President Lee, speaking entirely in English, recalled the impact on his country of hosting the 1988 Summer Olympics in Seoul.
“Now Korea wants to give back to the Olympic movement and to the world,” he said. “Pyeongchang 2018 is a national priority of the Korean government and has been so for the last 10 years. I guarantee you the full and unconditional support of the Korean government.
“We worked hard, we’ll make you proud.”
Pyeongchang displayed a world map showing where the 21 Winter Olympics have been held — 19 in traditional markets in Europe and North America and only two in Asia. It was a page out of the effective strategy employed by Rio, which used a world map to highlight that the Summer Olympics had never been in South America.

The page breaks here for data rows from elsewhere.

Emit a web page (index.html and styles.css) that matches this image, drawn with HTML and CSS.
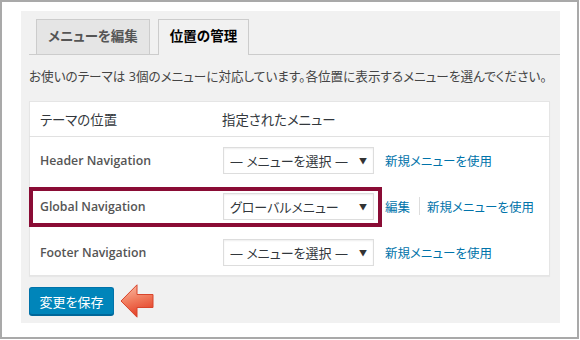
FILE: index.html
```html
<!DOCTYPE html>
<html lang="ja">
<head>
  <meta charset="UTF-8">
  <title>メニュー - 位置の管理</title>
  <link rel="stylesheet" href="styles.css">
</head>
<body>
  <div class="frame">
    <div class="panel">
      <div class="tabs">
        <a class="tab" href="#">メニューを編集</a>
        <a class="tab active" href="#">位置の管理</a>
      </div>
      <div class="content">
        <p class="desc">お使いのテーマは 3個のメニューに対応しています。各位置に表示するメニューを選んでください。</p>
        <table class="locations">
          <thead>
            <tr>
              <th class="col-name">テーマの位置</th>
              <th>指定されたメニュー</th>
            </tr>
          </thead>
          <tbody>
            <tr>
              <td class="col-name">Header Navigation</td>
              <td>
                <div class="menu-cell">
                  <div class="select"><span>— メニューを選択 —</span><span class="caret">▼</span></div>
                  <a href="#">新規メニューを使用</a>
                </div>
              </td>
            </tr>
            <tr class="marked">
              <td class="col-name">Global Navigation<span class="mark"></span></td>
              <td>
                <div class="menu-cell">
                  <div class="select"><span>グローバルメニュー</span><span class="caret">▼</span></div>
                  <a href="#">編集</a>
                  <span class="sep"></span>
                  <a href="#">新規メニューを使用</a>
                </div>
              </td>
            </tr>
            <tr>
              <td class="col-name">Footer Navigation</td>
              <td>
                <div class="menu-cell">
                  <div class="select"><span>— メニューを選択 —</span><span class="caret">▼</span></div>
                  <a href="#">新規メニューを使用</a>
                </div>
              </td>
            </tr>
          </tbody>
        </table>
        <div class="actions">
          <button type="button" class="save">変更を保存</button>
          <svg class="arrow" width="34" height="34" viewBox="0 0 34 34">
            <defs>
              <linearGradient id="arrowFill" x1="0" y1="0" x2="0.3" y2="1">
                <stop offset="0" stop-color="#fbc3ad"/>
                <stop offset="0.55" stop-color="#f07a5c"/>
                <stop offset="1" stop-color="#e4432a"/>
              </linearGradient>
            </defs>
            <path d="M1 17 L17 0.8 L17 10.5 L33 10.5 L33 23.5 L17 23.5 L17 33.2 Z" fill="url(#arrowFill)" stroke="#d8452c" stroke-width="1"/>
          </svg>
        </div>
      </div>
    </div>
  </div>
</body>
</html>
```

FILE: styles.css
```css
body {
  margin: 0;
  background: #fff;
  font-family: "Open Sans", "Noto Sans CJK JP", sans-serif;
  color: #444;
}

.frame {
  width: 579px;
  height: 339px;
  box-sizing: border-box;
  border: 2px solid #a9a9a9;
  padding: 9px 0 0 19px;
}

.panel {
  width: 539px;
  height: 312px;
  background: #f1f1f1;
  padding: 8px 0 0 8px;
  box-sizing: border-box;
}

.tabs {
  display: flex;
  gap: 8px;
  padding-left: 7px;
  border-bottom: 1px solid #ccc;
  height: 35px;
}

.tab {
  display: block;
  height: 35px;
  box-sizing: border-box;
  padding: 0 11px;
  line-height: 33px;
  border: 1px solid #ccc;
  border-bottom: none;
  background: #e5e5e5;
  color: #555;
  font-size: 13.5px;
  font-weight: bold;
  text-decoration: none;
  font-feature-settings: "palt";
}

.tab.active {
  background: #f1f1f1;
  color: #000;
  height: 36px;
}

.content {
  margin-right: 10px;
}

.desc {
  margin: 13px 0 15px;
  font-size: 12.6px;
  line-height: 18px;
  color: #444;
  white-space: nowrap;
  font-feature-settings: "palt";
}

.locations {
  width: 100%;
  border-collapse: collapse;
  background: #fff;
  border: 1px solid #e5e5e5;
  box-shadow: 0 1px 1px rgba(0,0,0,0.04);
}

.locations th {
  height: 34px;
  padding: 0 10px 0 0;
  text-align: left;
  font-weight: normal;
  font-size: 13.4px;
  color: #32373c;
  border-bottom: 1px solid #e1e1e1;
  font-feature-settings: "palt";
}

.locations th.col-name,
.locations td.col-name {
  width: 172px;
  padding-left: 10px;
}

.locations td {
  height: 46px;
  padding: 0;
  vertical-align: middle;
}

.locations td.col-name {
  font-size: 12.3px;
  font-weight: 600;
  color: #555;
  position: relative;
}

.menu-cell {
  display: flex;
  align-items: center;
  font-size: 13px;
  font-feature-settings: "palt";
}

.select {
  width: 151px;
  height: 27px;
  box-sizing: border-box;
  margin-left: 1px;
  margin-right: 11px;
  border: 1px solid #ddd;
  box-shadow: inset 0 1px 2px rgba(0,0,0,0.07);
  display: flex;
  align-items: center;
  justify-content: space-between;
  padding: 0 6px 0 6px;
  color: #32373c;
}

.caret {
  font-size: 8px;
  color: #333;
}

.menu-cell a {
  color: #0073aa;
  text-decoration: none;
  font-size: 12.5px;
}

.sep {
  width: 1px;
  height: 18px;
  background: #ddd;
  margin: 0 7px 0 9px;
}

.mark {
  position: absolute;
  left: -1px;
  top: 4px;
  width: 353px;
  height: 40px;
  box-sizing: border-box;
  border: 4px solid #8a0c35;
}

.actions {
  display: flex;
  align-items: center;
  gap: 6px;
  margin-top: 8px;
}

.save {
  width: 85px;
  height: 28px;
  padding: 0;
  background: #0085ba;
  border: 1px solid #0073aa;
  border-bottom-color: #006799;
  border-radius: 3px;
  box-shadow: 0 1px 0 #006799;
  color: #fff;
  font-family: "Open Sans", "Noto Sans CJK JP", sans-serif;
  font-size: 13px;
  font-feature-settings: "palt";
}
```
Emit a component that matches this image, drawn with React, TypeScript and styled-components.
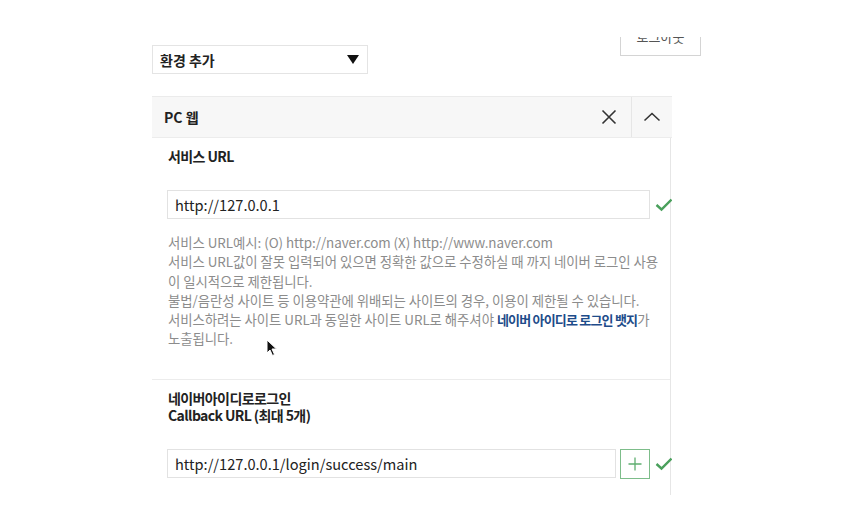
import React from "react";
import styled, { createGlobalStyle } from "styled-components";

const Global = createGlobalStyle`
  html, body { margin: 0; padding: 0; background: #fff; }
  body {
    width: 846px; height: 518px; overflow: hidden;
    font-family: "Noto Sans CJK KR", "Noto Sans", sans-serif;
    color: #222;
  }
  * { box-sizing: border-box; }
`;

const Page = styled.div`
  position: relative;
  padding-left: 152px;
  width: 846px;
  height: 518px;
`;

const TopBar = styled.div`
  display: flex;
  align-items: flex-start;
  width: 549px;
  height: 96px;
`;

const Select = styled.div`
  margin-top: 45px;
  width: 216px;
  height: 29px;
  border: 1px solid #e4e4e4;
  display: flex;
  align-items: center;
  justify-content: space-between;
  padding: 0 8px 0 7px;
  font-size: 14px;
  font-weight: 700;
  color: #222;
`;

const Caret = styled.span`
  width: 0; height: 0;
  border-left: 6px solid transparent;
  border-right: 6px solid transparent;
  border-top: 9px solid #111;
`;

const LogoutClip = styled.div`
  margin-left: auto;
  margin-top: 37px;
  width: 81px;
  height: 19px;
  overflow: hidden;
`;

const LogoutButton = styled.div`
  margin-top: -21px;
  height: 40px;
  border: 1px solid #d4d4d4;
  display: flex;
  align-items: center;
  justify-content: center;
  font-size: 13px;
  color: #555;
  background: #fff;
`;

const Panel = styled.div`
  width: 520px;
  overflow: hidden;
`;

const Header = styled.div`
  display: flex;
  align-items: stretch;
  height: 42px;
  background: #f7f7f7;
  border-top: 1px solid #ebebeb;
  border-bottom: 1px solid #ececec;
`;

const HeaderTitle = styled.div`
  flex: 1;
  display: flex;
  align-items: center;
  padding-left: 12px;
  font-size: 14px;
  font-weight: 700;
  color: #222;
`;

const HeaderButton = styled.div<{ $divider?: boolean }>`
  width: ${(p) => (p.$divider ? "41px" : "44px")};
  display: flex;
  align-items: center;
  justify-content: center;
  border-left: ${(p) => (p.$divider ? "1px solid #e6e6e6" : "none")};
`;

const Body = styled.div`
  width: 519px;
  border-right: 1px solid #e6e6e6;
`;

const Section = styled.div<{ $top?: boolean; $pb: number }>`
  padding: 10px 0 ${(p) => p.$pb}px 15px;
  border-top: ${(p) => (p.$top ? "1px solid #ececec" : "none")};
`;

const Label = styled.div`
  font-size: 14px;
  font-weight: 700;
  line-height: 17px;
  color: #222;
  padding-left: 1px;
  letter-spacing: -0.6px;
`;

const InputRow = styled.div<{ $mt: number }>`
  display: flex;
  align-items: center;
  margin-top: ${(p) => p.$mt}px;
  width: 520px;
`;

const Input = styled.div<{ $w: number }>`
  width: ${(p) => p.$w}px;
  height: 29px;
  border: 1px solid #e2e2e2;
  display: flex;
  align-items: center;
  padding-left: 7px;
  font-size: 14.6px;
  color: #222;
`;

const PlusButton = styled.div`
  margin-left: 4px;
  width: 30px;
  height: 30px;
  border: 1px solid #7dbd8a;
  display: flex;
  align-items: center;
  justify-content: center;
`;

const Check = styled.svg`
  margin-left: 5px;
  flex: none;
`;

const Help = styled.div`
  margin-top: 14px;
  width: 493px;
  padding-left: 1px;
  font-size: 13.4px;
  line-height: 19.3px;
  color: #8c8c8c;
  letter-spacing: -0.05px;
`;

const Strong = styled.b`
  color: #1e4c8a;
  font-weight: 700;
  font-size: 13px;
  letter-spacing: -0.8px;
`;

const Cursor = styled.svg`
  position: absolute;
  left: 266px;
  top: 339px;
`;

function CheckIcon() {
  return (
    <Check width="18" height="14" viewBox="0 0 18 14">
      <path d="M1.5 7 L6.5 11.5 L16.5 1.5" fill="none" stroke="#4aa05c" strokeWidth="2.4" />
    </Check>
  );
}

export default function App() {
  return (
    <Page>
      <Global />
      <TopBar>
        <Select>
          <span>환경 추가</span>
          <Caret />
        </Select>
        <LogoutClip>
          <LogoutButton>로그아웃</LogoutButton>
        </LogoutClip>
      </TopBar>
      <Panel>
        <Header>
          <HeaderTitle>PC 웹</HeaderTitle>
          <HeaderButton>
            <svg width="16" height="16" viewBox="0 0 16 16">
              <path d="M1.5 1.5 L14.5 14.5 M14.5 1.5 L1.5 14.5" stroke="#333" strokeWidth="1.6" fill="none" />
            </svg>
          </HeaderButton>
          <HeaderButton $divider>
            <svg width="18" height="10" viewBox="0 0 18 10">
              <path d="M1.5 8.5 L9 1.5 L16.5 8.5" stroke="#333" strokeWidth="1.6" fill="none" />
            </svg>
          </HeaderButton>
        </Header>
        <Body>
          <Section $pb={30}>
            <Label>서비스 URL</Label>
            <InputRow $mt={25}>
              <Input $w={483}>http://127.0.0.1</Input>
              <CheckIcon />
            </InputRow>
            <Help>
              서비스 URL예시: (O) http://naver.com (X) http://www.naver.com
              <br />
              서비스 URL값이 잘못 입력되어 있으면 정확한 값으로 수정하실 때 까지 네이버 로그인 사용이 일시적으로 제한됩니다.
              <br />
              불법/음란성 사이트 등 이용약관에 위배되는 사이트의 경우, 이용이 제한될 수 있습니다.
              <br />
              서비스하려는 사이트 URL과 동일한 사이트 URL로 해주셔야 <Strong>네이버 아이디로 로그인 뱃지</Strong>가 노출됩니다.
            </Help>
          </Section>
          <Section $top $pb={16}>
            <Label>
              네이버아이디로로그인
              <br />
              Callback URL (최대 5개)
            </Label>
            <InputRow $mt={25}>
              <Input $w={449}>http://127.0.0.1/login/success/main</Input>
              <PlusButton>
                <svg width="14" height="14" viewBox="0 0 14 14">
                  <path d="M7 0.5 V13.5 M0.5 7 H13.5" stroke="#5fae70" strokeWidth="1.3" fill="none" />
                </svg>
              </PlusButton>
              <CheckIcon />
            </InputRow>
          </Section>
        </Body>
      </Panel>
      <Cursor width="12" height="18" viewBox="0 0 12 18">
        <path d="M1 1 L1 14 L4 11 L6.5 16.5 L8.5 15.5 L6 10 L10.5 10 Z" fill="#111" stroke="#fff" strokeWidth="1" />
      </Cursor>
    </Page>
  );
}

The Koreans also took a dig at Munich’s claim that the Winter Games should be “replenished” by returning to their European roots.
“If any region needs replenishment, we humbly propose that it is Asia,” bid spokeswoman Theresa Rah said.
In a lighthearted moment, Korean Olympic Committee head Park Yong-sung congratulated Prince Albert II of Monaco, an IOC member, on his wedding last weekend to former South African Olympic swimmer Charlene Wittstock.
“I’m sorry you are spending your honeymoon listening to a Pyeongchang presentation for a third time,” Cho said. “I promise to make it up to you in Pyeongchang in 2018.”
Thomas Bach, an IOC vice president and a senior leader of Munich’s bid, noted that Germany was making its fourth Winter or Summer Olympics bid in recent years and that it has been more than 70 years since the country hosted the Winter Games in Garmisch-Partenkirchen in 1936.
“Today’s decision is not about how many times someone has bid or how long we have been waiting, this decision today is about the merits and only the merits,” he said. “The question is whether now to explore new territories again or time to strengthen our foundations.”
Annecy took a simpler, more human approach in its campaign for an “authentic” ecologically friendly games in the heart of the French Alps.
“The host city must have a soul,” French Prime Minister Francois Fillon said, a subtle dig at Annecy’s bigger-budget and glitzier rivals.